La campaña, que es la época de promesas por excelencia, encuentra al oficialismo necesitado de exhibiciones de fuerza, que es lo único exhibible dado el desastre económico, la falta de garantías constitucionales y la ruptura de contratos sociales, que van desde haber mentido sin parar, hasta producir escenas de represión para lograr “carácter electoral”. Pero incluso prometiendo ahora un país sin piqueteros ni juicios laborales ni calles cortadas, Cambiemos propone algo que es incapaz de cumplir, tanto como la pobreza cero y tanto como que nadie iba a perder nada de lo que tenía.
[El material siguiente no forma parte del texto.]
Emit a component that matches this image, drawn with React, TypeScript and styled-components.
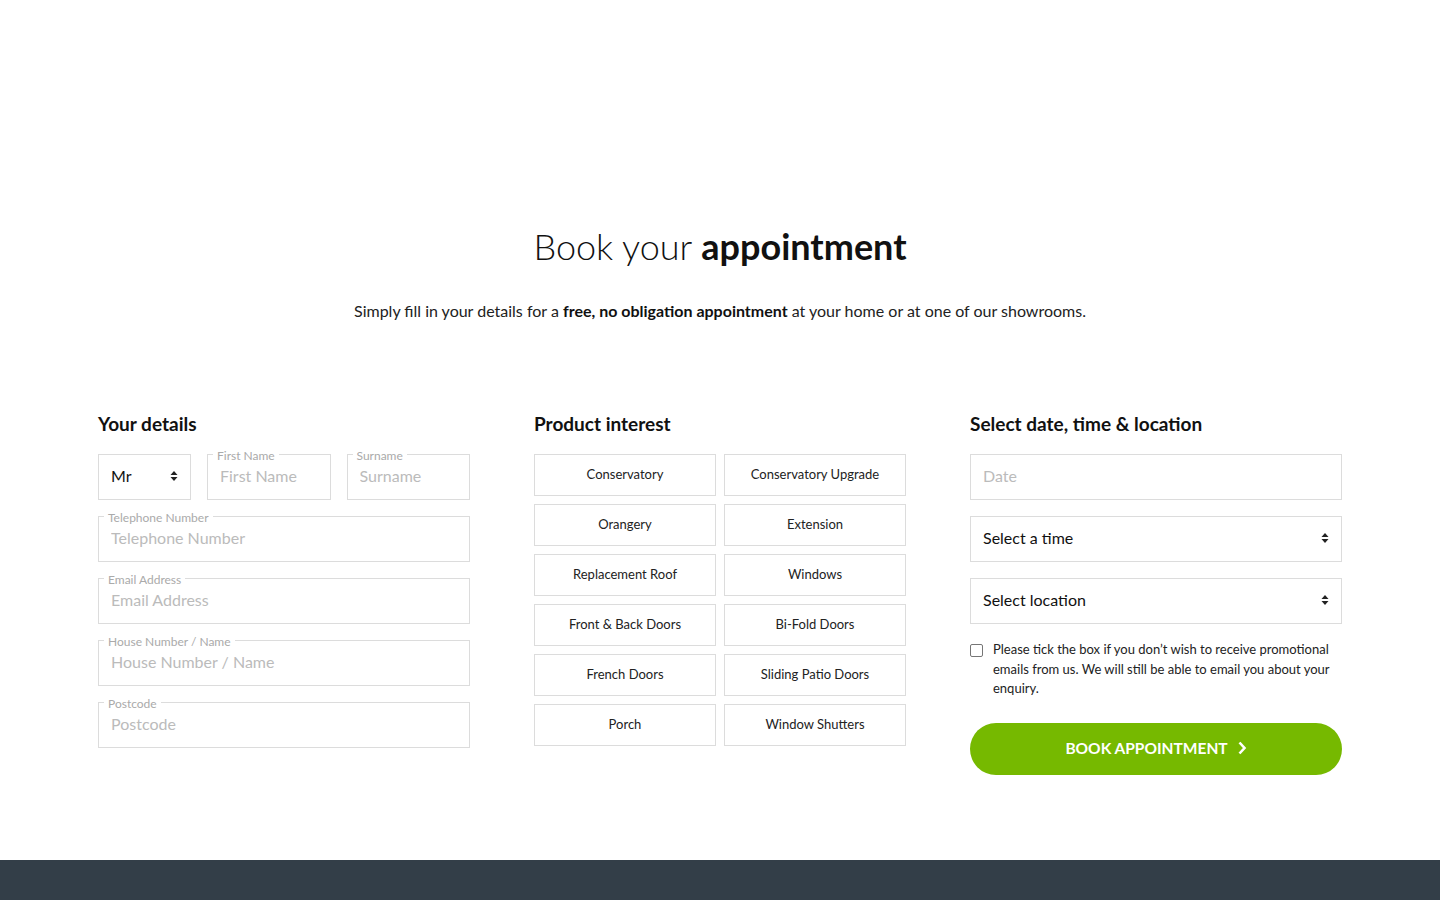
import React from "react";
import styled, { createGlobalStyle } from "styled-components";

const GlobalStyle = createGlobalStyle`
  * { box-sizing: border-box; }
  body {
    margin: 0;
    background: #fff;
    font-family: "Lato", "Liberation Sans", sans-serif;
    color: #111;
  }
`;

const Page = styled.div`
  min-height: 900px;
  display: flex;
  flex-direction: column;
`;

const Section = styled.section`
  padding: 226px 98px 85px;
`;

const Title = styled.h1`
  margin: 0;
  text-align: center;
  font-size: 36px;
  line-height: 40px;
  font-weight: 300;
  color: #111;
  b { font-weight: 700; }
`;

const Intro = styled.p`
  margin: 35px 0 0;
  text-align: center;
  font-size: 16px;
  line-height: 20px;
  color: #222;
  b { font-weight: 700; color: #111; }
`;

const Columns = styled.div`
  margin-top: 92px;
  display: grid;
  grid-template-columns: repeat(3, 372px);
  justify-content: space-between;
  align-items: start;
`;

const Column = styled.div`
  display: flex;
  flex-direction: column;
`;

const ColumnTitle = styled.h2`
  margin: 0 0 19px;
  font-size: 19px;
  line-height: 22px;
  font-weight: 700;
  color: #111;
`;

const Stack = styled.div`
  display: flex;
  flex-direction: column;
  gap: 16px;
`;

const Row = styled.div`
  display: grid;
  grid-template-columns: 93px 1fr 1fr;
  gap: 16px;
`;

const Field = styled.div`
  position: relative;
  height: 46px;
  border: 1px solid #dcdcdc;
  background: #fff;
`;

const FloatLabel = styled.span`
  position: absolute;
  top: -6px;
  left: 5px;
  padding: 0 4px;
  background: #fff;
  font-size: 12px;
  line-height: 14px;
  color: #aaa;
`;

const Input = styled.input<{ $pad?: number }>`
  width: 100%;
  height: 100%;
  border: 0;
  outline: none;
  background: transparent;
  padding: 0 ${(p) => p.$pad ?? 12}px 4px;
  font-family: inherit;
  font-size: 16px;
  color: #222;
  &::placeholder { color: #bbb; }
`;

const Select = styled.select`
  width: 100%;
  height: 100%;
  border: 0;
  outline: none;
  background: transparent;
  appearance: none;
  padding: 0 30px 4px 12px;
  font-family: inherit;
  font-size: 16px;
  color: #111;
`;

const Arrows = styled.svg`
  position: absolute;
  right: 12px;
  top: 50%;
  margin-top: -7px;
  pointer-events: none;
`;

const ProductGrid = styled.div`
  display: grid;
  grid-template-columns: 1fr 1fr;
  gap: 8px;
`;

const ProductButton = styled.button`
  height: 42px;
  border: 1px solid #dcdcdc;
  background: #fff;
  padding: 0 0 2px;
  font-family: inherit;
  font-size: 13px;
  color: #222;
  cursor: pointer;
`;

const Consent = styled.label`
  margin-top: 16px;
  display: flex;
  gap: 10px;
  align-items: flex-start;
  font-size: 13px;
  line-height: 19.5px;
  color: #222;
`;

const Tick = styled.input`
  appearance: none;
  flex: none;
  width: 13px;
  height: 13px;
  margin: 4px 0 0;
  border: 1px solid #767676;
  border-radius: 2px;
  background: #fff;
`;

const BookButton = styled.button`
  margin-top: 24px;
  height: 52px;
  border: 0;
  border-radius: 26px;
  background: #76b900;
  color: #fff;
  padding: 0 0 2px;
  font-family: inherit;
  font-size: 15.5px;
  font-weight: 700;
  display: flex;
  align-items: center;
  justify-content: center;
  gap: 9px;
  cursor: pointer;
`;

const Footer = styled.footer`
  margin-top: auto;
  height: 40px;
  background: #333e48;
`;

const SelectArrows = () => (
  <Arrows width="8" height="12" viewBox="0 0 8 12">
    <path d="M4 1 L7.5 5 H0.5 Z M4 11 L7.5 7 H0.5 Z" fill="#222" />
  </Arrows>
);

const products = [
  "Conservatory",
  "Conservatory Upgrade",
  "Orangery",
  "Extension",
  "Replacement Roof",
  "Windows",
  "Front & Back Doors",
  "Bi-Fold Doors",
  "French Doors",
  "Sliding Patio Doors",
  "Porch",
  "Window Shutters",
];

const detailFields = [
  "Telephone Number",
  "Email Address",
  "House Number / Name",
  "Postcode",
];

export default function App() {
  return (
    <Page>
      <GlobalStyle />
      <Section>
        <Title>
          Book your <b>appointment</b>
        </Title>
        <Intro>
          Simply fill in your details for a <b>free, no obligation appointment</b> at your
          home or at one of our showrooms.
        </Intro>
        <Columns>
          <Column>
            <ColumnTitle>Your details</ColumnTitle>
            <Stack>
              <Row>
                <Field>
                  <Select defaultValue="Mr">
                    <option>Mr</option>
                    <option>Mrs</option>
                    <option>Miss</option>
                    <option>Ms</option>
                  </Select>
                  <SelectArrows />
                </Field>
                <Field>
                  <FloatLabel>First Name</FloatLabel>
                  <Input placeholder="First Name" />
                </Field>
                <Field>
                  <FloatLabel>Surname</FloatLabel>
                  <Input placeholder="Surname" />
                </Field>
              </Row>
              {detailFields.map((f) => (
                <Field key={f}>
                  <FloatLabel>{f}</FloatLabel>
                  <Input placeholder={f} />
                </Field>
              ))}
            </Stack>
          </Column>
          <Column>
            <ColumnTitle>Product interest</ColumnTitle>
            <ProductGrid>
              {products.map((p) => (
                <ProductButton key={p} type="button">
                  {p}
                </ProductButton>
              ))}
            </ProductGrid>
          </Column>
          <Column>
            <ColumnTitle>Select date, time &amp; location</ColumnTitle>
            <Stack>
              <Field>
                <Input placeholder="Date" />
              </Field>
              <Field>
                <Select defaultValue="">
                  <option value="">Select a time</option>
                </Select>
                <SelectArrows />
              </Field>
              <Field>
                <Select defaultValue="">
                  <option value="">Select location</option>
                </Select>
                <SelectArrows />
              </Field>
            </Stack>
            <Consent>
              <Tick type="checkbox" />
              <span>
                Please tick the box if you don’t wish to receive promotional emails from us. We
                will still be able to email you about your enquiry.
              </span>
            </Consent>
            <BookButton type="button">
              BOOK APPOINTMENT
              <svg width="10" height="14" viewBox="0 0 10 14">
                <path
                  d="M2.5 1.5 L7.5 7 L2.5 12.5"
                  fill="none"
                  stroke="#fff"
                  strokeWidth="2.6"
                  strokeLinejoin="miter"
                />
              </svg>
            </BookButton>
          </Column>
        </Columns>
      </Section>
      <Footer />
    </Page>
  );
}
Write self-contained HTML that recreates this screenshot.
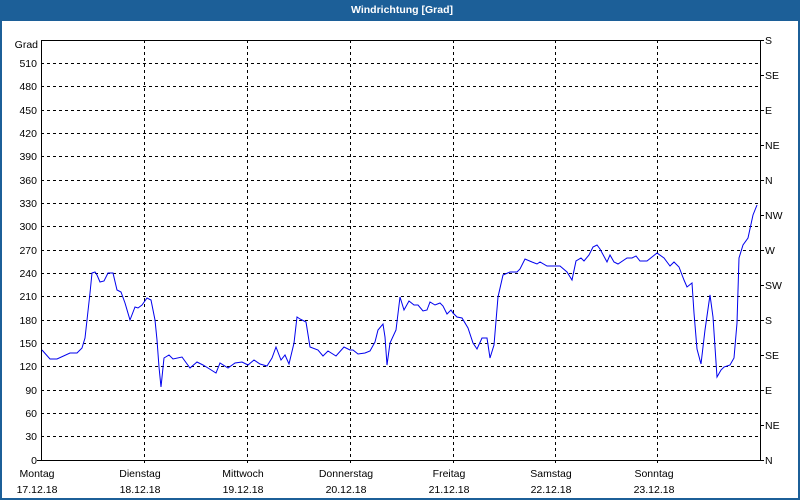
<!DOCTYPE html>
<html><head><meta charset="utf-8"><style>
html,body{margin:0;padding:0;width:800px;height:500px;overflow:hidden;background:#fff}
svg{display:block}
text{font-family:"Liberation Sans",sans-serif;font-size:10.5px;fill:#000}
</style></head><body>
<svg width="800" height="500" xmlns="http://www.w3.org/2000/svg">
<rect x="0" y="0" width="800" height="500" fill="#1c5f98"/>
<rect x="2" y="21" width="796" height="477" fill="#fff"/>
<text x="402" y="13" text-anchor="middle" style="font-weight:bold;font-size:10.5px;fill:#fff">Windrichtung [Grad]</text>
<g stroke="#000" stroke-width="1" stroke-dasharray="3,3" fill="none" shape-rendering="crispEdges">
<path d="M41 63.5H760M41 86.5H760M41 110.5H760M41 133.5H760M41 156.5H760M41 180.5H760M41 203.5H760M41 226.5H760M41 250.5H760M41 273.5H760M41 296.5H760M41 320.5H760M41 343.5H760M41 366.5H760M41 390.5H760M41 413.5H760M41 436.5H760"/>
<path d="M144.5 40V466M247.5 40V466M350.5 40V466M453.5 40V466M555.5 40V466M657.5 40V466"/>
</g>
<g stroke="#000" stroke-width="1" fill="none" shape-rendering="crispEdges">
<path d="M41.5 40V460.5M41 40.5H760.5V460M41 460.5H760.5"/>
<path d="M37 460.5H41M760 40.5H764M760 75.5H764M760 110.5H764M760 145.5H764M760 180.5H764M760 215.5H764M760 250.5H764M760 285.5H764M760 320.5H764M760 355.5H764M760 390.5H764M760 425.5H764M760 460.5H764"/>
</g>
<g text-anchor="end">
<text x="38" y="48">Grad</text>
<text x="37" y="67">510</text><text x="37" y="90">480</text><text x="37" y="114">450</text><text x="37" y="137">420</text><text x="37" y="160">390</text><text x="37" y="184">360</text><text x="37" y="207">330</text><text x="37" y="230">300</text><text x="37" y="254">270</text><text x="37" y="277">240</text><text x="37" y="300">210</text><text x="37" y="324">180</text><text x="37" y="347">150</text><text x="37" y="370">120</text><text x="37" y="394">90</text><text x="37" y="417">60</text><text x="37" y="440">30</text><text x="37" y="464">0</text>
</g>
<g>
<text x="765" y="44">S</text><text x="765" y="79">SE</text><text x="765" y="114">E</text><text x="765" y="149">NE</text><text x="765" y="184">N</text><text x="765" y="219">NW</text><text x="765" y="254">W</text><text x="765" y="289">SW</text><text x="765" y="324">S</text><text x="765" y="359">SE</text><text x="765" y="394">E</text><text x="765" y="429">NE</text><text x="765" y="464">N</text>
</g>
<g text-anchor="middle">
<text x="37" y="477">Montag</text><text x="37" y="493">17.12.18</text>
<text x="140" y="477">Dienstag</text><text x="140" y="493">18.12.18</text>
<text x="243" y="477">Mittwoch</text><text x="243" y="493">19.12.18</text>
<text x="346" y="477">Donnerstag</text><text x="346" y="493">20.12.18</text>
<text x="449" y="477">Freitag</text><text x="449" y="493">21.12.18</text>
<text x="551" y="477">Samstag</text><text x="551" y="493">22.12.18</text>
<text x="654" y="477">Sonntag</text><text x="654" y="493">23.12.18</text>
</g>
<polyline fill="none" stroke="#0000ee" stroke-width="1" points="42,350 50,359 57,359 70,353 77,353 82,348 85,338 87,320 90,293 92,273 95,272 97,275 100,282 104,281 108,273 113,273 117,290 121,292 125,303 130,320 135,307 138,308 142,305 147,298 151,300 155,320 157,340 159,367 161,387 164,358 169,355 173,359 182,357 190,368 197,362 203,365 208,368 216,373 220,363 228,368 235,363 242,362 248,365 254,360 260,364 267,366 272,358 276,347 281,360 285,355 289,364 294,343 297,317 300,319 306,322 310,347 318,350 323,356 328,351 336,356 344,347 350,350 353,350 358,354 365,353 370,351 375,342 378,330 383,324 385,337 387,365 390,343 396,330 400,297 404,310 409,301 414,305 418,305 423,311 427,310 430,302 435,305 440,303 443,306 447,314 451,310 453,313 457,317 462,318 468,328 473,343 477,349 482,338 487,338 490,358 494,345 498,297 503,275 510,272 517,272 520,269 525,259 532,262 537,264 540,262 547,266 560,266 567,272 572,280 576,261 581,258 584,261 589,255 593,247 597,245 600,249 607,262 610,255 614,262 618,264 627,258 632,258 636,256 640,261 647,261 652,257 657,253 664,258 670,266 674,262 679,267 684,280 687,287 692,283 694,313 697,349 701,364 705,330 710,295 713,317 717,377 721,370 724,367 730,365 734,358 737,323 739,258 743,245 748,238 753,215 757,205"/>
</svg>
</body></html>
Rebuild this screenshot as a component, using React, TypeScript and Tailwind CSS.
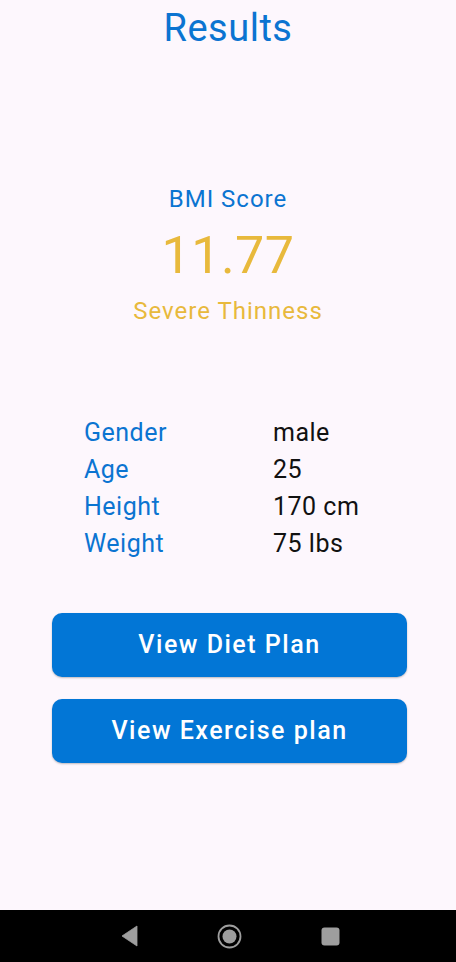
import React from "react";

const rows = [
  { label: "Gender", value: "male" },
  { label: "Age", value: "25" },
  { label: "Height", value: "170 cm" },
  { label: "Weight", value: "75 lbs" },
];

export default function App() {
  return (
    <div
      className="w-[456px] h-[962px] flex flex-col bg-[#fdf7fd]"
      style={{ fontFamily: "Roboto, 'Noto Sans', sans-serif" }}
    >
      <div className="flex-1 flex flex-col items-center">
        {/* Title */}
        <h1 className="mt-[6px] text-[38px] leading-[44px] text-[#0b74d1] tracking-[0.5px]">
          Results
        </h1>

        {/* Score */}
        <div className="mt-[134px] flex flex-col items-center">
          <p className="text-[24px] leading-[30px] text-[#0b74d1] tracking-[1px]">
            BMI Score
          </p>
          <p className="mt-[14px] text-[52px] leading-[56px] text-[#e8b93c] tracking-[0.5px]">
            11.77
          </p>
          <p className="mt-[12px] text-[24px] leading-[30px] text-[#e8b93c] tracking-[1px]">
            Severe Thinness
          </p>
        </div>

        {/* Details */}
        <div className="mt-[88px] w-full pl-[84px] flex flex-col">
          {rows.map((r) => (
            <div key={r.label} className="flex h-[37px] items-center">
              <span className="w-[189px] text-[25px] text-[#0b74d1] tracking-[0.5px]">
                {r.label}
              </span>
              <span className="text-[25px] text-[#111111] tracking-[0.5px]">
                {r.value}
              </span>
            </div>
          ))}
        </div>

        {/* Buttons */}
        <div className="mt-[51px] w-full pl-[52px] pr-[49px] flex flex-col gap-[22px]">
          <button className="h-[64px] w-full rounded-[10px] bg-[#0276d6] text-white text-[25px] font-['Roboto_Medium',Roboto,sans-serif] font-normal tracking-[1.5px] shadow-[0_1px_2px_rgba(0,0,0,0.25)]">
            View Diet Plan
          </button>
          <button className="h-[64px] w-full rounded-[10px] bg-[#0276d6] text-white text-[25px] font-['Roboto_Medium',Roboto,sans-serif] font-normal tracking-[1.5px] shadow-[0_1px_2px_rgba(0,0,0,0.25)]">
            View Exercise plan
          </button>
        </div>
      </div>

      {/* Android nav bar */}
      <div className="h-[52px] bg-black flex items-center pl-[121px]">
        <svg width="17" height="22" viewBox="0 0 17 22">
          <path d="M16 1 L1 11 L16 21 Z" fill="#9e9e9e" strokeLinejoin="round" stroke="#9e9e9e" strokeWidth="0.8" />
        </svg>
        <svg className="ml-[79px]" width="25" height="25" viewBox="0 0 25 25">
          <circle cx="12.5" cy="12.5" r="11" fill="none" stroke="#9e9e9e" strokeWidth="1.8" />
          <circle cx="12.5" cy="12.5" r="7" fill="#9e9e9e" />
        </svg>
        <svg className="ml-[79px]" width="19" height="19" viewBox="0 0 19 19">
          <rect x="0.5" y="0.5" width="18" height="18" rx="3" fill="#9e9e9e" />
        </svg>
      </div>
    </div>
  );
}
Esas promesas de la derecha, esos mundos felices sin pobres que ensucien las postales ni extranjeros que ocupen los puestos de trabajo que no existen, pertenecen a la imaginería que no se hace realidad en ningún país del mundo. Lo veríamos si los medios no fueran una corporación más entre otras. Hay resistencia en todas partes. Hay revulsión y represión y avasallamiento. Y hay reorganización y reintento. Y siempre será así, porque las vidas reales de las personas comunes y corrientes transcurren en ese tiempo presente que, aunque nos es esquivo, aunque no podamos retener sus palabras ni replicar con exactitud sus sucesos, contiene nada menos que la única verdad.